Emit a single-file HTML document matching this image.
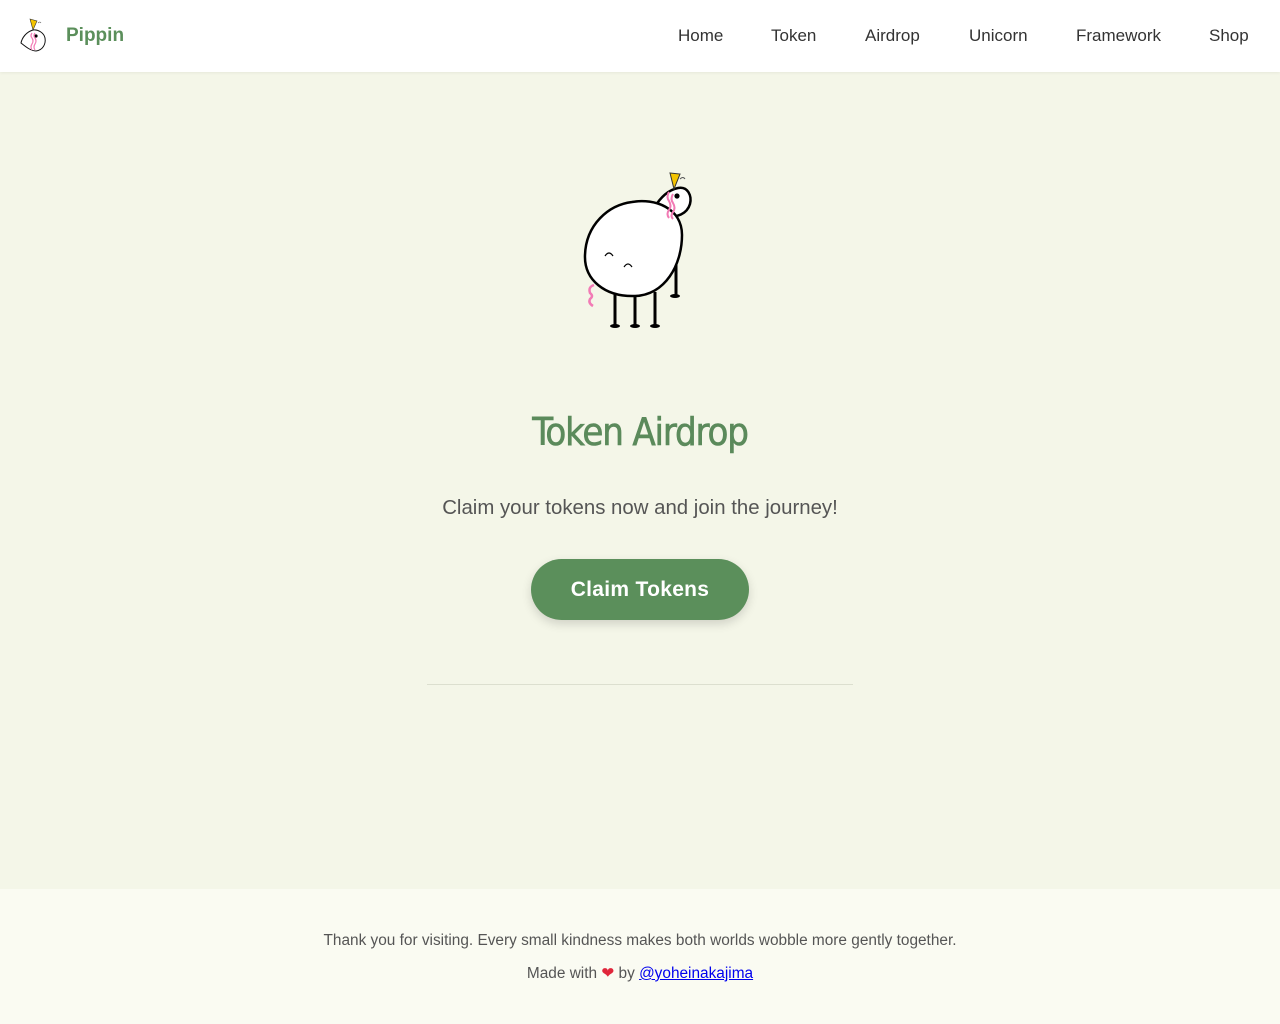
<!DOCTYPE html>
<html><head><meta charset="utf-8"><style>
*{margin:0;padding:0;box-sizing:border-box}
body{width:1280px;height:1024px;background:#f4f6e8;font-family:"Liberation Sans","DejaVu Sans",sans-serif;position:relative;overflow:hidden}
header{position:absolute;top:0;left:0;width:1280px;height:72px;background:#fff;box-shadow:0 1px 3px rgba(0,0,0,.06)}
.logo{position:absolute;left:66px;top:25px;font-size:19px;font-weight:bold;color:#5b8f5b}
nav a{position:absolute;top:26px;font-size:17px;color:#333;text-decoration:none}
h1{position:absolute;top:410px;left:0;width:1280px;text-align:center;font-family:"DejaVu Sans Condensed","DejaVu Sans",sans-serif;font-weight:normal;font-size:38px;color:#5b8a5b;letter-spacing:-1.2px;-webkit-text-stroke:0.6px #5b8a5b}
.sub{position:absolute;top:497px;left:0;width:1280px;text-align:center;font-size:20.4px;color:#555}
.btn{position:absolute;left:531px;top:559px;width:218px;height:61px;border-radius:31px;background:#5b8f5b;color:#fff;font-size:21px;font-weight:bold;text-align:center;line-height:61px;box-shadow:0 4px 10px rgba(0,0,0,.15);letter-spacing:.3px}
.hr{position:absolute;left:427px;top:684px;width:426px;height:1px;background:#dcdfcf}
footer{position:absolute;top:889px;left:0;width:1280px;height:135px;background:#fafbf2;text-align:center;color:#555;font-size:15.4px}
footer p{position:absolute;left:0;width:1280px}
footer a{color:#00e;text-decoration:underline}
</style></head><body>
<header>
<svg style="position:absolute;left:18px;top:16px" width="32" height="40" viewBox="0 0 32 40">
<path d="M12 3 L19 5 L15 14 Z" fill="#f4c400" stroke="#333" stroke-width=".6"/>
<path d="M20 7 q2 -2 3 0" fill="none" stroke="#555" stroke-width=".6"/>
<path d="M15 14 C8 16 4 22 3 27 C8 31 13 35 18 35 C25 34 28 28 27 22 C26 17 20 13 15 14 Z" fill="#fff" stroke="#111" stroke-width="1"/>
<circle cx="18" cy="20" r="1.6" fill="#000"/>
<path d="M14 17 q-2 3 0 5 q2 3 0 6 q-2 3 0 6" fill="none" stroke="#f27bb5" stroke-width="1.2"/>
<path d="M17 17 q-2 3 0 5 q2 3 0 6 q-2 3 0 6" fill="none" stroke="#f27bb5" stroke-width="1.2"/>
</svg>
<div class="logo">Pippin</div>
<nav>
<a style="left:678px">Home</a><a style="left:771px">Token</a><a style="left:865px">Airdrop</a><a style="left:969px">Unicorn</a><a style="left:1076px">Framework</a><a style="left:1209px">Shop</a>
</nav>
</header>
<svg style="position:absolute;left:570px;top:160px" width="140" height="180" viewBox="0 0 140 180">
<line x1="106" y1="90" x2="106" y2="135" stroke="#000" stroke-width="3"/>
<ellipse cx="105" cy="136" rx="5" ry="2" fill="#000"/>
<line x1="45" y1="132" x2="45" y2="165" stroke="#000" stroke-width="3"/>
<line x1="65" y1="132" x2="65" y2="165" stroke="#000" stroke-width="3"/>
<line x1="85" y1="132" x2="85" y2="165" stroke="#000" stroke-width="3"/>
<ellipse cx="45" cy="166" rx="5" ry="2" fill="#000"/>
<ellipse cx="65" cy="166" rx="5" ry="2" fill="#000"/>
<ellipse cx="85" cy="166" rx="5" ry="2" fill="#000"/>
<path d="M108 28 C118 26 122 36 120 44 C117 54 106 58 100 55 L84 48 C90 38 98 30 108 28 Z" fill="#fff" stroke="#000" stroke-width="2.5"/>
<path d="M62 42 C85 38 112 48 112 75 C112 105 95 135 65 136 C35 137 14 120 15 95 C16 65 38 45 62 42 Z" fill="#fff" stroke="#000" stroke-width="2.5"/>
<path d="M100 13 L110 14 L104 29 Z" fill="#f4c400" stroke="#333" stroke-width="1"/>
<path d="M110 19 q3 -3 5 0" fill="none" stroke="#555" stroke-width="1"/>
<circle cx="107" cy="36" r="2.6" fill="#000"/>
<path d="M99 32 q-3 5 0 9 q3 5 0 9 q-3 4 0 8" fill="none" stroke="#f27bb5" stroke-width="2"/>
<path d="M103 34 q-3 5 0 9 q3 5 0 9 q-3 4 0 7" fill="none" stroke="#f27bb5" stroke-width="2"/>
<path d="M24 125 q-6 2 -4 8 q4 3 0 6 q-2 4 3 7" fill="none" stroke="#f27bb5" stroke-width="2.5"/>
<path d="M35 96 q4 -6 8 0" fill="none" stroke="#000" stroke-width="1.2"/>
<path d="M54 107 q4 -6 8 0" fill="none" stroke="#000" stroke-width="1.2"/>
</svg>
<h1>Token Airdrop</h1>
<div class="sub">Claim your tokens now and join the journey!</div>
<div class="btn">Claim Tokens</div>
<div class="hr"></div>
<footer>
<p style="top:43px">Thank you for visiting. Every small kindness makes both worlds wobble more gently together.</p>
<p style="top:75px">Made with <span style="color:#e0263b">❤</span> by <a>@yoheinakajima</a></p>
</footer>
</body></html>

++++++++++

Exercise objective
Each line above is to be copied verbatim. Drop any image from the copy.

Answer to this task
Emit a single-file HTML document matching this image.
<!DOCTYPE html>
<html><head><meta charset="utf-8"><style>
*{margin:0;padding:0;box-sizing:border-box}
body{width:1280px;height:1024px;background:#f4f6e8;font-family:"Liberation Sans","DejaVu Sans",sans-serif;position:relative;overflow:hidden}
header{position:absolute;top:0;left:0;width:1280px;height:72px;background:#fff;box-shadow:0 1px 3px rgba(0,0,0,.06)}
.logo{position:absolute;left:66px;top:25px;font-size:19px;font-weight:bold;color:#5b8f5b}
nav a{position:absolute;top:26px;font-size:17px;color:#333;text-decoration:none}
h1{position:absolute;top:410px;left:0;width:1280px;text-align:center;font-family:"DejaVu Sans Condensed","DejaVu Sans",sans-serif;font-weight:normal;font-size:38px;color:#5b8a5b;letter-spacing:-1.2px;-webkit-text-stroke:0.6px #5b8a5b}
.sub{position:absolute;top:497px;left:0;width:1280px;text-align:center;font-size:20.4px;color:#555}
.btn{position:absolute;left:531px;top:559px;width:218px;height:61px;border-radius:31px;background:#5b8f5b;color:#fff;font-size:21px;font-weight:bold;text-align:center;line-height:61px;box-shadow:0 4px 10px rgba(0,0,0,.15);letter-spacing:.3px}
.hr{position:absolute;left:427px;top:684px;width:426px;height:1px;background:#dcdfcf}
footer{position:absolute;top:889px;left:0;width:1280px;height:135px;background:#fafbf2;text-align:center;color:#555;font-size:15.4px}
footer p{position:absolute;left:0;width:1280px}
footer a{color:#00e;text-decoration:underline}
</style></head><body>
<header>
<svg style="position:absolute;left:18px;top:16px" width="32" height="40" viewBox="0 0 32 40">
<path d="M12 3 L19 5 L15 14 Z" fill="#f4c400" stroke="#333" stroke-width=".6"/>
<path d="M20 7 q2 -2 3 0" fill="none" stroke="#555" stroke-width=".6"/>
<path d="M15 14 C8 16 4 22 3 27 C8 31 13 35 18 35 C25 34 28 28 27 22 C26 17 20 13 15 14 Z" fill="#fff" stroke="#111" stroke-width="1"/>
<circle cx="18" cy="20" r="1.6" fill="#000"/>
<path d="M14 17 q-2 3 0 5 q2 3 0 6 q-2 3 0 6" fill="none" stroke="#f27bb5" stroke-width="1.2"/>
<path d="M17 17 q-2 3 0 5 q2 3 0 6 q-2 3 0 6" fill="none" stroke="#f27bb5" stroke-width="1.2"/>
</svg>
<div class="logo">Pippin</div>
<nav>
<a style="left:678px">Home</a><a style="left:771px">Token</a><a style="left:865px">Airdrop</a><a style="left:969px">Unicorn</a><a style="left:1076px">Framework</a><a style="left:1209px">Shop</a>
</nav>
</header>
<svg style="position:absolute;left:570px;top:160px" width="140" height="180" viewBox="0 0 140 180">
<line x1="106" y1="90" x2="106" y2="135" stroke="#000" stroke-width="3"/>
<ellipse cx="105" cy="136" rx="5" ry="2" fill="#000"/>
<line x1="45" y1="132" x2="45" y2="165" stroke="#000" stroke-width="3"/>
<line x1="65" y1="132" x2="65" y2="165" stroke="#000" stroke-width="3"/>
<line x1="85" y1="132" x2="85" y2="165" stroke="#000" stroke-width="3"/>
<ellipse cx="45" cy="166" rx="5" ry="2" fill="#000"/>
<ellipse cx="65" cy="166" rx="5" ry="2" fill="#000"/>
<ellipse cx="85" cy="166" rx="5" ry="2" fill="#000"/>
<path d="M108 28 C118 26 122 36 120 44 C117 54 106 58 100 55 L84 48 C90 38 98 30 108 28 Z" fill="#fff" stroke="#000" stroke-width="2.5"/>
<path d="M62 42 C85 38 112 48 112 75 C112 105 95 135 65 136 C35 137 14 120 15 95 C16 65 38 45 62 42 Z" fill="#fff" stroke="#000" stroke-width="2.5"/>
<path d="M100 13 L110 14 L104 29 Z" fill="#f4c400" stroke="#333" stroke-width="1"/>
<path d="M110 19 q3 -3 5 0" fill="none" stroke="#555" stroke-width="1"/>
<circle cx="107" cy="36" r="2.6" fill="#000"/>
<path d="M99 32 q-3 5 0 9 q3 5 0 9 q-3 4 0 8" fill="none" stroke="#f27bb5" stroke-width="2"/>
<path d="M103 34 q-3 5 0 9 q3 5 0 9 q-3 4 0 7" fill="none" stroke="#f27bb5" stroke-width="2"/>
<path d="M24 125 q-6 2 -4 8 q4 3 0 6 q-2 4 3 7" fill="none" stroke="#f27bb5" stroke-width="2.5"/>
<path d="M35 96 q4 -6 8 0" fill="none" stroke="#000" stroke-width="1.2"/>
<path d="M54 107 q4 -6 8 0" fill="none" stroke="#000" stroke-width="1.2"/>
</svg>
<h1>Token Airdrop</h1>
<div class="sub">Claim your tokens now and join the journey!</div>
<div class="btn">Claim Tokens</div>
<div class="hr"></div>
<footer>
<p style="top:43px">Thank you for visiting. Every small kindness makes both worlds wobble more gently together.</p>
<p style="top:75px">Made with <span style="color:#e0263b">❤</span> by <a>@yoheinakajima</a></p>
</footer>
</body></html>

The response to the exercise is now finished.